Even former Prime Minister Stephen Harper -- a member of an evangelical church himself -- avoided public association with evangelical Christians due to political considerations. 

This, it must be noted, is a neat trick. The media, which takes great care to buttress progressive claims that Canadian Christians are "American-style ideologues," notes that campaigning in Canadian churches is controversial because doing so means running the risk of being labeled an "American-style ideologue," a tactic that works because the press believes it and promotes it. 

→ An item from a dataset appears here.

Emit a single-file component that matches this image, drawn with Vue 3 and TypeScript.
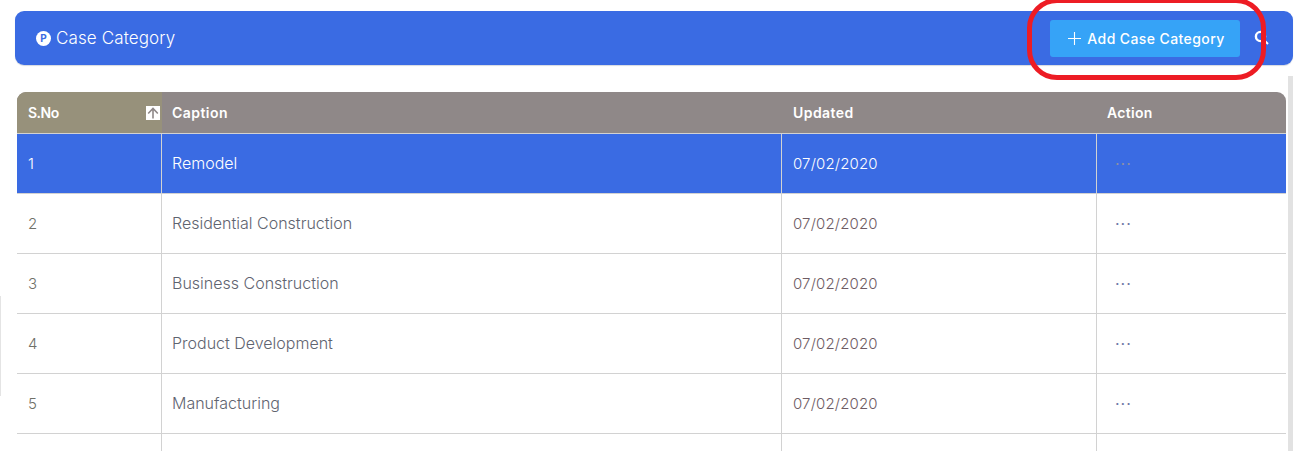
<script setup lang="ts">
interface Row { no: number; caption: string; updated: string }
const rows: Row[] = [
  { no: 1, caption: 'Remodel', updated: '07/02/2020' },
  { no: 2, caption: 'Residential Construction', updated: '07/02/2020' },
  { no: 3, caption: 'Business Construction', updated: '07/02/2020' },
  { no: 4, caption: 'Product Development', updated: '07/02/2020' },
  { no: 5, caption: 'Manufacturing', updated: '07/02/2020' },
  { no: 6, caption: '', updated: '' },
]
</script>

<template>
  <div class="page">
    <header class="bar">
      <div class="title">
        <span class="badge">P</span>
        <span class="title-text">Case Category</span>
      </div>
      <div class="tools">
        <button class="add" type="button">
          <svg class="plus" width="13" height="13" viewBox="0 0 13 13"><path d="M6.5 0v13M0 6.5h13" stroke="#fff" stroke-width="1.1" fill="none" /></svg>
          <span>Add Case Category</span>
        </button>
        <svg class="search" width="16" height="16" viewBox="0 0 16 16"><circle cx="6.5" cy="6.5" r="4.6" fill="none" stroke="#fff" stroke-width="2.4" /><path d="M10 10l4 4" stroke="#fff" stroke-width="2" /></svg>
      </div>
    </header>
    <div class="ring"></div>
    <div class="content">
      <div class="table">
        <div class="row head">
          <div class="cell sno"><span class="sno-label">S.No</span>
            <span class="sort"><svg width="14" height="14" viewBox="0 0 14 14"><rect width="14" height="14" fill="#fff" /><path d="M7 12.5V2.5M2.2 7.5L7 2.5l4.8 5" fill="none" stroke="#8f8888" stroke-width="1.6" /></svg></span>
          </div>
          <div class="cell">Caption</div>
          <div class="cell">Updated</div>
          <div class="cell">Action</div>
        </div>
        <div v-for="r in rows" :key="r.no" class="row body" :class="{ active: r.no === 1 }">
          <div class="cell num">{{ r.no === 6 ? '' : r.no }}</div>
          <div class="cell cap">{{ r.caption }}</div>
          <div class="cell date">{{ r.updated }}</div>
          <div class="cell act"><span v-if="r.no !== 6" class="dots">···</span></div>
        </div>
      </div>
      <div class="scroll"></div>
    </div>
    <div class="sliver"></div>
  </div>
</template>

<style>
html, body { margin: 0; background: #fff; overflow: hidden; }
</style>

<style scoped>
.page {
  position: relative;
  width: 1312px;
  height: 451px;
  overflow: hidden;
  padding: 11px 19px 0 15px;
  box-sizing: border-box;
  font-family: "Inter", "Open Sans", sans-serif;
  color: #fff;
}
.bar {
  height: 54px;
  background: #3a6be3;
  border-radius: 9px;
  box-shadow: 0 1px 1px #d5d9e0;
  display: flex;
  align-items: center;
  justify-content: space-between;
  padding: 0 23px 0 21px;
}
.title { display: flex; align-items: center; gap: 5px; }
.badge {
  width: 15px;
  height: 15px;
  border-radius: 50%;
  background: #fff;
  color: #3a6be3;
  font-size: 10px;
  font-weight: 700;
  display: flex;
  align-items: center;
  justify-content: center;
}
.title-text { font-size: 17px; font-weight: 300; letter-spacing: 0.12px; }
.tools { display: flex; align-items: center; gap: 14px; }
.add {
  width: 190px;
  height: 37px;
  background: #36a3f7;
  border: 0;
  border-radius: 3px;
  color: #fff;
  font: 500 14px "Inter", sans-serif;
  letter-spacing: 0.4px;
  display: flex;
  align-items: center;
  justify-content: center;
  gap: 6px;
  padding: 0 0 0 3px;
}
.ring {
  position: absolute;
  left: 1027px;
  top: -2px;
  width: 239px;
  height: 82px;
  box-sizing: border-box;
  border: 5px solid #ed1c24;
  border-radius: 30px;
}
.content { display: flex; margin-top: 11px; gap: 2px; }
.table { width: 1269px; margin: 16px 0 0 2px; }
.row {
  display: grid;
  grid-template-columns: 145px 620px 315px 1fr;
}
.head {
  height: 42px;
  background: #8f8888;
  border-radius: 9px 9px 0 0;
  border-bottom: 1px solid #d2d2d2;
  box-sizing: border-box;
  overflow: hidden;
  font-size: 14px;
  font-weight: 600;
  letter-spacing: 0.45px;
}
.head .cell { display: flex; align-items: center; padding-left: 11px; }
.head .sno { background: #97917b; position: relative; padding-left: 11px; }
.sno-label { letter-spacing: -0.5px; }
.sort { position: absolute; right: 2px; top: 14px; height: 14px; }
.head .cell:nth-child(2) { padding-left: 10px; }
.head .cell:nth-child(4) { padding-left: 10px; letter-spacing: 0.3px; }
.body {
  height: 60px;
  box-sizing: border-box;
  border-bottom: 1px solid #d2d2d2;
  font-size: 15px;
  font-weight: 300;
  color: #5f6470;
}
.body .cell {
  display: flex;
  align-items: center;
  padding-left: 11px;
  border-right: 1px solid #d2d2d2;
}
.body .cap { padding-left: 10px; padding-bottom: 1px; font-size: 16px; letter-spacing: 0; }
.body .date { letter-spacing: 0.15px; }
.body .cell:last-child { border-right: 0; padding-left: 18px; }
.body .num { color: #6f7068; }
.body .date { color: #6e5c64; }
.body.active { background: #3a6be3; color: #fff; }
.body.active .cell { color: #fff; }
.dots { color: #6f78a6; font-size: 16px; font-weight: 400; letter-spacing: 1px; }
.body.active .cell .dots { color: #8d90a4; }
.scroll {
  width: 5px;
  height: 400px;
  background: #e2e2e2;
}
.sliver {
  position: absolute;
  left: 0;
  top: 296px;
  width: 1px;
  height: 100px;
  background: #e4e4e4;
}
</style>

In the press, Canadian Christians are treated as fundamentally foreign - despite the fact that Canada was once a Christian country, and despite the fact that genuinely foreign religions are treated as evidence of Canada's multiculturalism. 

It is this sort of anti-Christian bigotry that led to the publication of Marci Macdonald's weird, feverish 2011 book The Armageddon Factor: The Rise of Christian Nationalism in Canada, which insists that a fifth column of Canadian Christians are on the verge of a hostile takeover (she even gives the Canadian Centre for Bio-Ethical Reform, the organization I serve as communications director, an honorable mention). 

Why hostile? Because to be Christian, Macdonald believes, is to be unCanadian. 

In his Global News report, David Akin is inadvertently enforcing that elite consensus. Politicians campaigning in mosques? Temples? Gurdwaras? Not news. 

A politician who wants to be prime minister for all Canadians campaigning amongst Canadian Christians? 

Breaking news - a federal leader is speaking to... those people.